-- START OF DATA FOR THIS TASK --
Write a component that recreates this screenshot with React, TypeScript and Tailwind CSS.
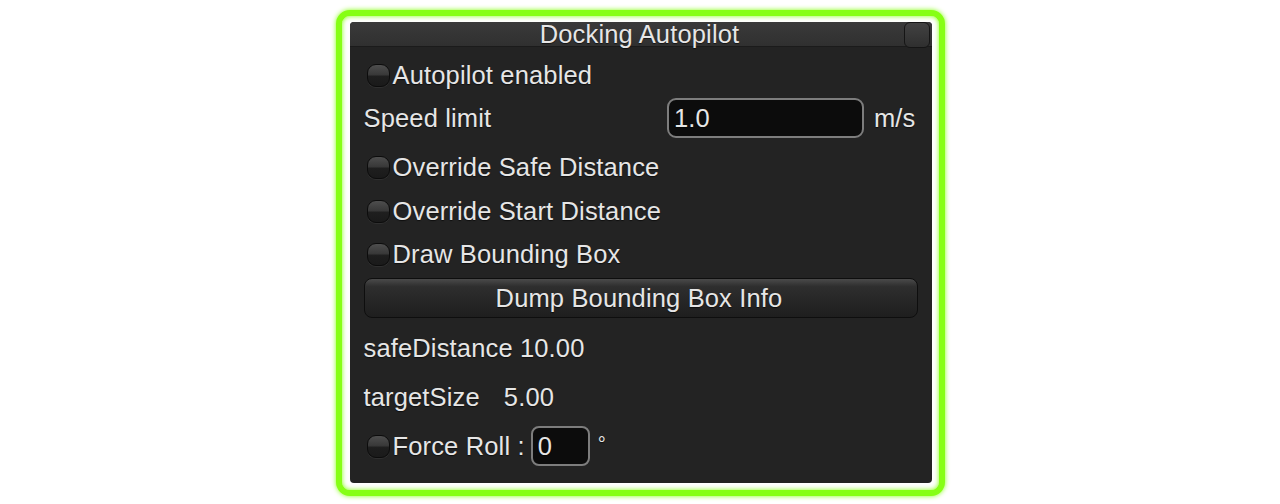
import React from "react";

function Check() {
  return (
    <div className="relative w-[23px] h-[23px] rounded-[9px] border border-[#0c0c0c] bg-[linear-gradient(#4e4e4e_0%,#393939_45%,#1e1e1e_55%,#1a1a1a_100%)] shrink-0 shadow-[0_1px_0_rgba(255,255,255,0.06)]" />
  );
}

function CheckRow({ label, mt }: { label: string; mt: string }) {
  return (
    <div className={`flex items-center h-[40px] ${mt}`}>
      <div className="ml-[3px]">
        <Check />
      </div>
      <span className="ml-[3px] mt-[2px]">{label}</span>
    </div>
  );
}

export default function App() {
  return (
    <div className="w-full h-[504px] bg-white flex justify-center pt-[10px]">
      <div className="w-[609px] h-[486px] rounded-[14px] border-[6px] border-[#86ff14] shadow-[0_0_5px_#86ff14,inset_0_0_5px_#86ff14] bg-white pl-[8px] pt-[6px] pr-[7px] pb-[7px]">
        <div
          className="w-[582px] h-[461px] rounded-[4px] bg-[#232323] flex flex-col text-[#e6e6e6] text-[25.5px] tracking-[0.15px] leading-none [text-shadow:0_1px_1px_rgba(0,0,0,0.6)]"
          style={{ fontFamily: '"Liberation Sans", Arial, sans-serif' }}
        >
          {/* title bar */}
          <div className="relative h-[25px] rounded-t-[4px] bg-[linear-gradient(#3a3a3a,#303030)] border-b border-[#1b1b1b] flex items-center justify-center">
            <span className="mt-[1px] mr-[2px]">Docking Autopilot</span>
            <div className="absolute right-[2px] top-0 w-[26px] h-[26px] rounded-[6px] border border-[#151515] bg-[linear-gradient(#424242,#2f2f2f)]" />
          </div>

          <div className="flex flex-col px-[14px]">
            <CheckRow label="Autopilot enabled" mt="mt-[8px]" />

            <div className="flex items-center h-[40px] mt-[3px]">
              <span className="flex-1 mt-[2px]">Speed limit</span>
              <div className="w-[197px] h-[40px] rounded-[9px] border-2 border-[#7d7d7d] bg-[#0c0c0c] flex items-center pl-[5px] pt-[2px]">
                1.0
              </div>
              <span className="ml-[10px] mr-[2px] mt-[2px]">m/s</span>
            </div>

            <CheckRow label="Override Safe Distance" mt="mt-[9px]" />
            <CheckRow label="Override Start Distance" mt="mt-[4px]" />
            <CheckRow label="Draw Bounding Box" mt="mt-[3px]" />

            <div className="mt-[4px] h-[40px] rounded-[8px] border border-[#0e0e0e] bg-[linear-gradient(#4a4a4a_0%,#2e2e2e_20%,#1e1e1e_100%)] flex items-center justify-center">
              <span className="mr-[3px] mt-[1px]">Dump Bounding Box Info</span>
            </div>

            <div className="flex items-center h-[40px] mt-[10px]">
              <span className="mt-[2px]">safeDistance 10.00</span>
            </div>

            <div className="flex items-center h-[40px] mt-[9px]">
              <span className="mt-[2px]">targetSize</span>
              <span className="ml-[24px] mt-[2px]">5.00</span>
            </div>

            <div className="flex items-center h-[40px] mt-[9px]">
              <div className="ml-[3px]">
                <Check />
              </div>
              <span className="ml-[3px] mt-[2px]">Force Roll :</span>
              <div className="ml-[6px] w-[59px] h-[40px] rounded-[8px] border-2 border-[#7d7d7d] bg-[#0c0c0c] flex items-center pl-[5px] pt-[2px]">
                0
              </div>
              <span className="ml-[8px] text-[20px] self-start mt-[8px]">°</span>
            </div>
          </div>
        </div>
      </div>
    </div>
  );
}
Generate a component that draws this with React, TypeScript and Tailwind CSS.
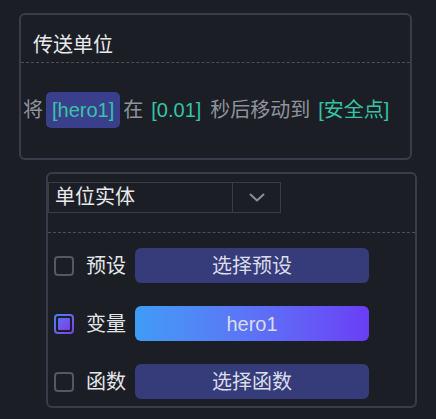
-- END OF DATA FOR THIS TASK --
= WHAT NEEDS TO BE DONE =
Check every line for "Tailwind" and show the ones that have it.

= THE RESPONSE =
Write a component that recreates this screenshot with React, TypeScript and Tailwind CSS.
Generate a component that draws this with React, TypeScript and Tailwind CSS.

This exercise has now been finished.